THE REQUEST:
Your answer should be only a number: how many lines include the word "screenshot".

DATA SHOWN:

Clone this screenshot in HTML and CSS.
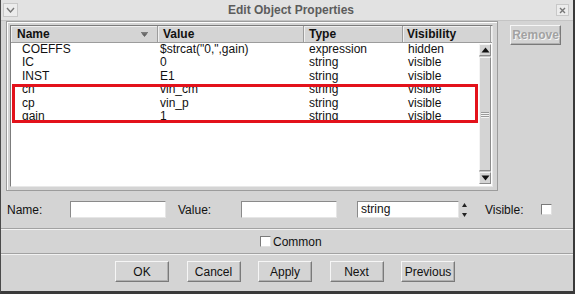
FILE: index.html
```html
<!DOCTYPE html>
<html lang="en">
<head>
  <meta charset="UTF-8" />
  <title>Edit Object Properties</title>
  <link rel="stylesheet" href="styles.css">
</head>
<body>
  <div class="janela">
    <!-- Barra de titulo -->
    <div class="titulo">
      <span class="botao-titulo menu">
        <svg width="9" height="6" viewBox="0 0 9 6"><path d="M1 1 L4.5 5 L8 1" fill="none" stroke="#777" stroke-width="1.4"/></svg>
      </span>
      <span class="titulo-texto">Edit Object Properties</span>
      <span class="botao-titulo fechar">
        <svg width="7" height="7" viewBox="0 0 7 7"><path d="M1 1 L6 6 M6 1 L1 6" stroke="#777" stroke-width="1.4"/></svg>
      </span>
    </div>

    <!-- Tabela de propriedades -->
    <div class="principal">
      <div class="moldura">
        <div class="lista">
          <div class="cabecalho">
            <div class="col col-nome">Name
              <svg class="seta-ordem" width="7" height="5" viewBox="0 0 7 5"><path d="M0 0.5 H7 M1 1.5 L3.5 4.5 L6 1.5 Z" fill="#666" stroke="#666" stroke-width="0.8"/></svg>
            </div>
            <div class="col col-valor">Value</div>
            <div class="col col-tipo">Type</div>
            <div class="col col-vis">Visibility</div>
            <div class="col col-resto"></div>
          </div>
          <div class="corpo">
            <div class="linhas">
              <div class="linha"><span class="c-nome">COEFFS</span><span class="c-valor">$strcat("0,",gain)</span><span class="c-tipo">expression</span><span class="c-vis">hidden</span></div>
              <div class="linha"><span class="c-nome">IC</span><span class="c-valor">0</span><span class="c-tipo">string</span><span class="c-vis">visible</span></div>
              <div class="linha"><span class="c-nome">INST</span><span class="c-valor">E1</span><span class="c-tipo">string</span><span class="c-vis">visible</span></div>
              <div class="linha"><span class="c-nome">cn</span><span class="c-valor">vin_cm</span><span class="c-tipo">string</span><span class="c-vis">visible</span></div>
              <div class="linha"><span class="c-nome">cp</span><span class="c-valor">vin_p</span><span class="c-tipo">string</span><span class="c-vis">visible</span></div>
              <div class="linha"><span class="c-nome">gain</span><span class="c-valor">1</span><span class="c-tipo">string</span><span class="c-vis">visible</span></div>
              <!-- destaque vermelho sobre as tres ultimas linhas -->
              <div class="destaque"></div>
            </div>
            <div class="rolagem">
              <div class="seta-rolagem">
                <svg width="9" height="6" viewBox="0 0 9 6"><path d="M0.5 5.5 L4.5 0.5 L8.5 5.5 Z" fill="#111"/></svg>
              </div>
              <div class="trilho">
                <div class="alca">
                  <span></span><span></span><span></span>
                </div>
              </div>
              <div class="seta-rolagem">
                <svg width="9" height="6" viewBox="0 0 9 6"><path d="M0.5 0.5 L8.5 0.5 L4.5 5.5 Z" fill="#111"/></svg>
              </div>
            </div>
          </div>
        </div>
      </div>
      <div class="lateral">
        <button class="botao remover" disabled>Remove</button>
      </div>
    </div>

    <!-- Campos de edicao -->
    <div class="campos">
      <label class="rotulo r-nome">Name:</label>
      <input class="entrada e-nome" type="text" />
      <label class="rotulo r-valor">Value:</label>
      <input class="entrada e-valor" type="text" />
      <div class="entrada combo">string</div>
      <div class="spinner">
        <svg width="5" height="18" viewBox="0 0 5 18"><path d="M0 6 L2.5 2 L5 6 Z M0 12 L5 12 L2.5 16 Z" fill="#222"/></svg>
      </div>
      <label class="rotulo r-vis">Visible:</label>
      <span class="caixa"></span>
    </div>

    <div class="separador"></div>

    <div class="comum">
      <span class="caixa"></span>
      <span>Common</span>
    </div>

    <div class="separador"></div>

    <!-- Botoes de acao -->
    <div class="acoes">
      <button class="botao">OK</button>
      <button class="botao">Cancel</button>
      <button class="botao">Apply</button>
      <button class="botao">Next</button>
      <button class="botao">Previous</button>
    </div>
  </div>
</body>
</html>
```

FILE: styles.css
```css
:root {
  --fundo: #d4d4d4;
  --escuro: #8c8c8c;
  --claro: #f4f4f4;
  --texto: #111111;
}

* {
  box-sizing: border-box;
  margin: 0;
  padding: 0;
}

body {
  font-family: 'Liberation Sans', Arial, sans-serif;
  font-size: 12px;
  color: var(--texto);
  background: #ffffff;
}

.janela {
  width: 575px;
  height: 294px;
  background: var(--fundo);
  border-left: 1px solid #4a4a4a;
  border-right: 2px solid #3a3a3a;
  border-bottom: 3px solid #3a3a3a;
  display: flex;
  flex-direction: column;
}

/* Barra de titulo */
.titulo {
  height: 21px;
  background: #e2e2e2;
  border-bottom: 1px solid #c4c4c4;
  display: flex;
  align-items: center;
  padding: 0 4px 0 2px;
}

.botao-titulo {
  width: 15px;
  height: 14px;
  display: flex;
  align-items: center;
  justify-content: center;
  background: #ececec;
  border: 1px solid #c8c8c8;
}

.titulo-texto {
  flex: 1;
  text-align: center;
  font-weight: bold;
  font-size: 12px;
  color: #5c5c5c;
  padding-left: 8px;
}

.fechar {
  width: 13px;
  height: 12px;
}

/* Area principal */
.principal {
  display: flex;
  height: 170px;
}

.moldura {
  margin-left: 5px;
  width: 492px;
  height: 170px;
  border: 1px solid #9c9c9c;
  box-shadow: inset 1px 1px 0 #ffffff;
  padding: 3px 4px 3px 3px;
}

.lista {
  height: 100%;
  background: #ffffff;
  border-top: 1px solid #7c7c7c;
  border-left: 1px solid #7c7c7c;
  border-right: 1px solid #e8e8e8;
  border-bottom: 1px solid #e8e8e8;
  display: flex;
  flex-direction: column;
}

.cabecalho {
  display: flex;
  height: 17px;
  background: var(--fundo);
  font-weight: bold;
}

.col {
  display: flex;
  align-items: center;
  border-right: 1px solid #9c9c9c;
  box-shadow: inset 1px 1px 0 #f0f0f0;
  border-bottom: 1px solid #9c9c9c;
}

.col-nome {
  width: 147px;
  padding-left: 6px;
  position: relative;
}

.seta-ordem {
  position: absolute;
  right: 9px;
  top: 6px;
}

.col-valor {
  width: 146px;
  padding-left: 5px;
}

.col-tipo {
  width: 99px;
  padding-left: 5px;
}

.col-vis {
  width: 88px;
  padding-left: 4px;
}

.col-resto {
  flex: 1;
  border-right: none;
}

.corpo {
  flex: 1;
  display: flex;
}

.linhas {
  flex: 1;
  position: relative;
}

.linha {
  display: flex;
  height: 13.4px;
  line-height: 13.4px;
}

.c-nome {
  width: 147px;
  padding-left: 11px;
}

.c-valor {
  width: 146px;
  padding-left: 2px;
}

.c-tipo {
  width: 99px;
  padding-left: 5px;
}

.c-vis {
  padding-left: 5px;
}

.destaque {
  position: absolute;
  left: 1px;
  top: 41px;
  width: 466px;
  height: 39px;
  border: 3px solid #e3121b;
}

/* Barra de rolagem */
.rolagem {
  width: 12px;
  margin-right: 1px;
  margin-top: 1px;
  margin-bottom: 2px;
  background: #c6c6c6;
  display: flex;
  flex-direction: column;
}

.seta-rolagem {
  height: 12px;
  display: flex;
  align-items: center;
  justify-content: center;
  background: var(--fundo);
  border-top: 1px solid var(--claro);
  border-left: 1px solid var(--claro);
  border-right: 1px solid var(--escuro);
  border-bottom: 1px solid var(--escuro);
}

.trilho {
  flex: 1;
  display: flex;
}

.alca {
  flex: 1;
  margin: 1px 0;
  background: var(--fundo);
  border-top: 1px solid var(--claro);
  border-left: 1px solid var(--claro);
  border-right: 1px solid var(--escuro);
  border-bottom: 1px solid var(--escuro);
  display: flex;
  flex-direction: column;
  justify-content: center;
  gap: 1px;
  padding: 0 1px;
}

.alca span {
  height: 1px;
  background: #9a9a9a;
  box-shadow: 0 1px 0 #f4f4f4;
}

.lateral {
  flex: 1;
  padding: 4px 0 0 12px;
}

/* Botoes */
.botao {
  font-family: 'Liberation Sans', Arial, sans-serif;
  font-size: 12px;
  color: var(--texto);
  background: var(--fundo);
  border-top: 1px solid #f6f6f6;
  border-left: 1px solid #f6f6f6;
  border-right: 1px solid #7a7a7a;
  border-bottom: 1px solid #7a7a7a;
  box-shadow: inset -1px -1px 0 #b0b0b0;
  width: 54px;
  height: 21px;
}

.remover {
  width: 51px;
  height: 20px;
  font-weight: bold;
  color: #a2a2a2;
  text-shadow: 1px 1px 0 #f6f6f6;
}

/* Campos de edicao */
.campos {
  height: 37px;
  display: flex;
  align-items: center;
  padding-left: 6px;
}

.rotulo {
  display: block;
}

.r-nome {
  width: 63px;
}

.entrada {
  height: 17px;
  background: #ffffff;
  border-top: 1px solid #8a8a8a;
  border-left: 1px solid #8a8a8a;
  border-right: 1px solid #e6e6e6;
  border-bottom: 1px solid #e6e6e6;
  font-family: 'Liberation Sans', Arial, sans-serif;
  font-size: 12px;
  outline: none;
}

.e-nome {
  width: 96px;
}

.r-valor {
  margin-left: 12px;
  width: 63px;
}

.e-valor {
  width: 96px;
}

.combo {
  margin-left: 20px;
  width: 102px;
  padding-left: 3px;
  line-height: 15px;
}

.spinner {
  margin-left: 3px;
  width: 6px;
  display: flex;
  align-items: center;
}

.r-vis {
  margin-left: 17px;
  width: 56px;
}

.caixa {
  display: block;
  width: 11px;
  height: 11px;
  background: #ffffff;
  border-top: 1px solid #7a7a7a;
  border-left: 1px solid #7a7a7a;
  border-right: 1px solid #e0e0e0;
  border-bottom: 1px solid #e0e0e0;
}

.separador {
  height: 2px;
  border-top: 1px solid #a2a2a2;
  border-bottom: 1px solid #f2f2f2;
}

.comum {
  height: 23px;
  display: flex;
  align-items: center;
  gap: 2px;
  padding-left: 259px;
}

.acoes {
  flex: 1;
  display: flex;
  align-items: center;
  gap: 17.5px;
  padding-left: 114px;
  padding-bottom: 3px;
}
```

---

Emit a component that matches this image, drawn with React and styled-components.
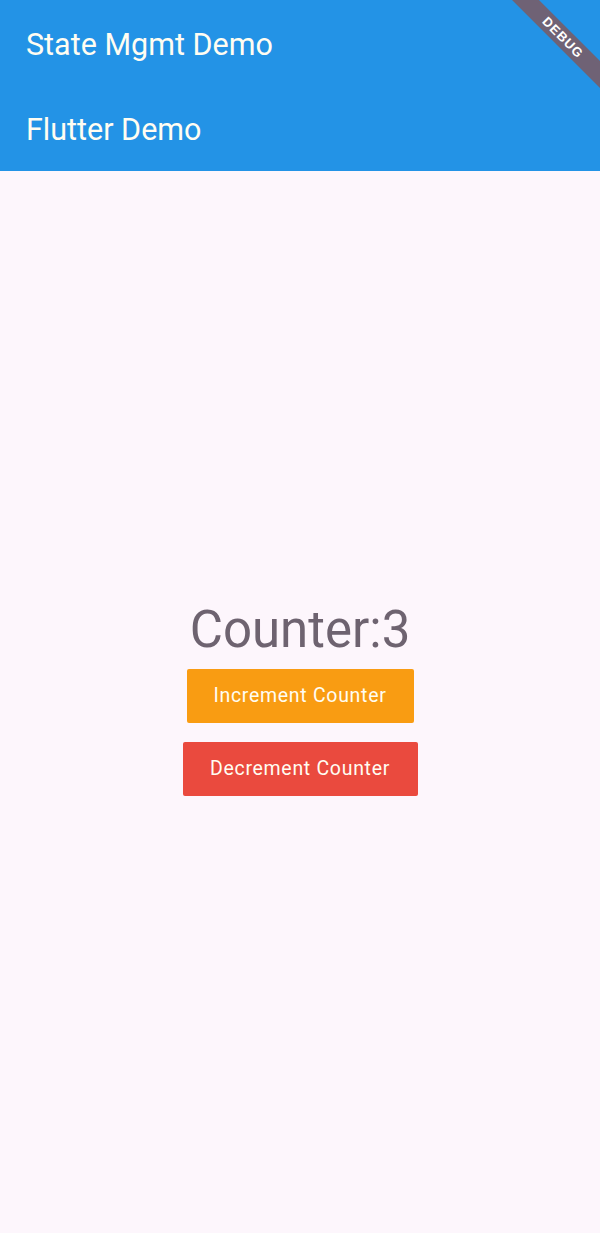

* * *

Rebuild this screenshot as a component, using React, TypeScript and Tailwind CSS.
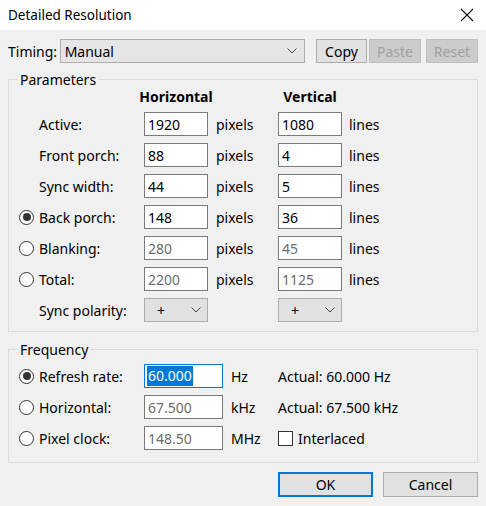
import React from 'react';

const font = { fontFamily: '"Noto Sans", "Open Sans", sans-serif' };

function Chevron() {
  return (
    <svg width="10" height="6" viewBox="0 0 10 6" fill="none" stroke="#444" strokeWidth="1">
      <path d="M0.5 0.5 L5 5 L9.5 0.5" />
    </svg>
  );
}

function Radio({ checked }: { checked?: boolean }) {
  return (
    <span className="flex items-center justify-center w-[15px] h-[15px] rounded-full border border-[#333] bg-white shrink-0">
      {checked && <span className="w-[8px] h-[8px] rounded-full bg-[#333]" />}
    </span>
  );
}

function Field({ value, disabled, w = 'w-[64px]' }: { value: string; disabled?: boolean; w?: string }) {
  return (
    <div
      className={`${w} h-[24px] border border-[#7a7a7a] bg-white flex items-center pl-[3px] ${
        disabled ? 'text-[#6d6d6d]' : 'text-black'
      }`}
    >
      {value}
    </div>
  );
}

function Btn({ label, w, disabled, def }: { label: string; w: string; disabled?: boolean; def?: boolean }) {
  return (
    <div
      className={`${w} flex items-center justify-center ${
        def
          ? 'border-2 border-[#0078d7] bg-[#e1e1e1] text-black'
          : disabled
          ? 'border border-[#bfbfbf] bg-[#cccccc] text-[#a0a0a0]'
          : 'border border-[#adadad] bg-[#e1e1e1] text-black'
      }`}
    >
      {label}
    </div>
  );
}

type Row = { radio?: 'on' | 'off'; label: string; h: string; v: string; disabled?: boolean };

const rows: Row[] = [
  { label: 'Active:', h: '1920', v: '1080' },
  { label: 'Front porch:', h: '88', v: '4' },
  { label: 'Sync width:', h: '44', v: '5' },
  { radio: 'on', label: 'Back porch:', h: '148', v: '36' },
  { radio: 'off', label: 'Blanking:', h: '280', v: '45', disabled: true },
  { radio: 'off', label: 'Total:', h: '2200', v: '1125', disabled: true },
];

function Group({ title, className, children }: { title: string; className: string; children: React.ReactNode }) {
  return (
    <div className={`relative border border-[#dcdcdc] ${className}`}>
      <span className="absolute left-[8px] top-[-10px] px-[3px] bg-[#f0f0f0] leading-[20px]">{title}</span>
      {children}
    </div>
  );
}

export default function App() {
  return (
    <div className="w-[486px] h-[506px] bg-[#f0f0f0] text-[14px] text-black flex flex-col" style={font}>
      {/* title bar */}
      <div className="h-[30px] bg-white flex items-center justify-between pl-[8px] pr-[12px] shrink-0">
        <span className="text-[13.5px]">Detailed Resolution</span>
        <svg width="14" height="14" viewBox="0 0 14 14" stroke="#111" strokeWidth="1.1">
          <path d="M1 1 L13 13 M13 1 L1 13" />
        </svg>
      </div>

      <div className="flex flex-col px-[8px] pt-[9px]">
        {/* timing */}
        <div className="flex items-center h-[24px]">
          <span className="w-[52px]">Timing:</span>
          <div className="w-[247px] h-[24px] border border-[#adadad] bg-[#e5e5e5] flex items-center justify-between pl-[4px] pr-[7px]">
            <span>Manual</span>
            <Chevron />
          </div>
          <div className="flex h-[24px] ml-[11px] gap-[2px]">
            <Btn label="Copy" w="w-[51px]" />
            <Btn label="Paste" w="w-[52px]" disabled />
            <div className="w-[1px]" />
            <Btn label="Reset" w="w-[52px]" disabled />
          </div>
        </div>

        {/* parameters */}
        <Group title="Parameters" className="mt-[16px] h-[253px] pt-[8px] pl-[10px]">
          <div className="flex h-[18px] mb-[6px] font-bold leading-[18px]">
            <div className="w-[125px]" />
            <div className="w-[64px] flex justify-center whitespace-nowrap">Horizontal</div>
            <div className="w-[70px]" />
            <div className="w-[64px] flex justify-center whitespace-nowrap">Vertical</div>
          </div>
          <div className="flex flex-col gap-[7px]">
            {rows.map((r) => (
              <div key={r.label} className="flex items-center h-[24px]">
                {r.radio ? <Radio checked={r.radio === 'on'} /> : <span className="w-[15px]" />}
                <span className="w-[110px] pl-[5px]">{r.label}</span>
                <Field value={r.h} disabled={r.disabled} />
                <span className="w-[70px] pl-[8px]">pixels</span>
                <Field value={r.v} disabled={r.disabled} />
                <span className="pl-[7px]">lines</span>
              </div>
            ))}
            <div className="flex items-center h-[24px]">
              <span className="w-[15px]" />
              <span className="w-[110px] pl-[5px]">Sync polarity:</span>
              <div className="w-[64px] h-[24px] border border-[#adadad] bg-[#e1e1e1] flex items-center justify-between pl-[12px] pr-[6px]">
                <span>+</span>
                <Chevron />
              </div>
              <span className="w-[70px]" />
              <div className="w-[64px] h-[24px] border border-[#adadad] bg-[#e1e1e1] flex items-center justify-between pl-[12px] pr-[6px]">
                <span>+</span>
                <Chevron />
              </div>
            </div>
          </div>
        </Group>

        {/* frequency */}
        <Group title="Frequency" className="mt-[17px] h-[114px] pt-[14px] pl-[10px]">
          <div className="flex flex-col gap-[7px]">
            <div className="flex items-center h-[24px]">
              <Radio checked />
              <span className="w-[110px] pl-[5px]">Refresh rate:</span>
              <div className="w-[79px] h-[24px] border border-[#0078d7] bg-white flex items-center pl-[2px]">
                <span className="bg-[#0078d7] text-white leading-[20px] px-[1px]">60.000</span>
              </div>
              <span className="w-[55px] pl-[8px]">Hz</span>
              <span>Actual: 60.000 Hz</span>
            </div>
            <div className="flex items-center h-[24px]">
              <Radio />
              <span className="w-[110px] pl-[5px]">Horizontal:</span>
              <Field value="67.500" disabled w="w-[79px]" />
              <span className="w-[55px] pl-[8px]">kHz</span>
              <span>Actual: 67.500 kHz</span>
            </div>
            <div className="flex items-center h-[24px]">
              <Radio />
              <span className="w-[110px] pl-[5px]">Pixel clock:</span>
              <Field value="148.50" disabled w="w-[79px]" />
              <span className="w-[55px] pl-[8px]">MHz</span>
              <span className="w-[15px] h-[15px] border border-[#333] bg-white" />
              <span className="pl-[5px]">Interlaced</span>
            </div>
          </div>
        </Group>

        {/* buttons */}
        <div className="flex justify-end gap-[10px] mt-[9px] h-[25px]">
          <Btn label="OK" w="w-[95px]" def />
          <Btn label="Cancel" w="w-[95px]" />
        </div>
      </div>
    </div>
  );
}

THE REPLY:
2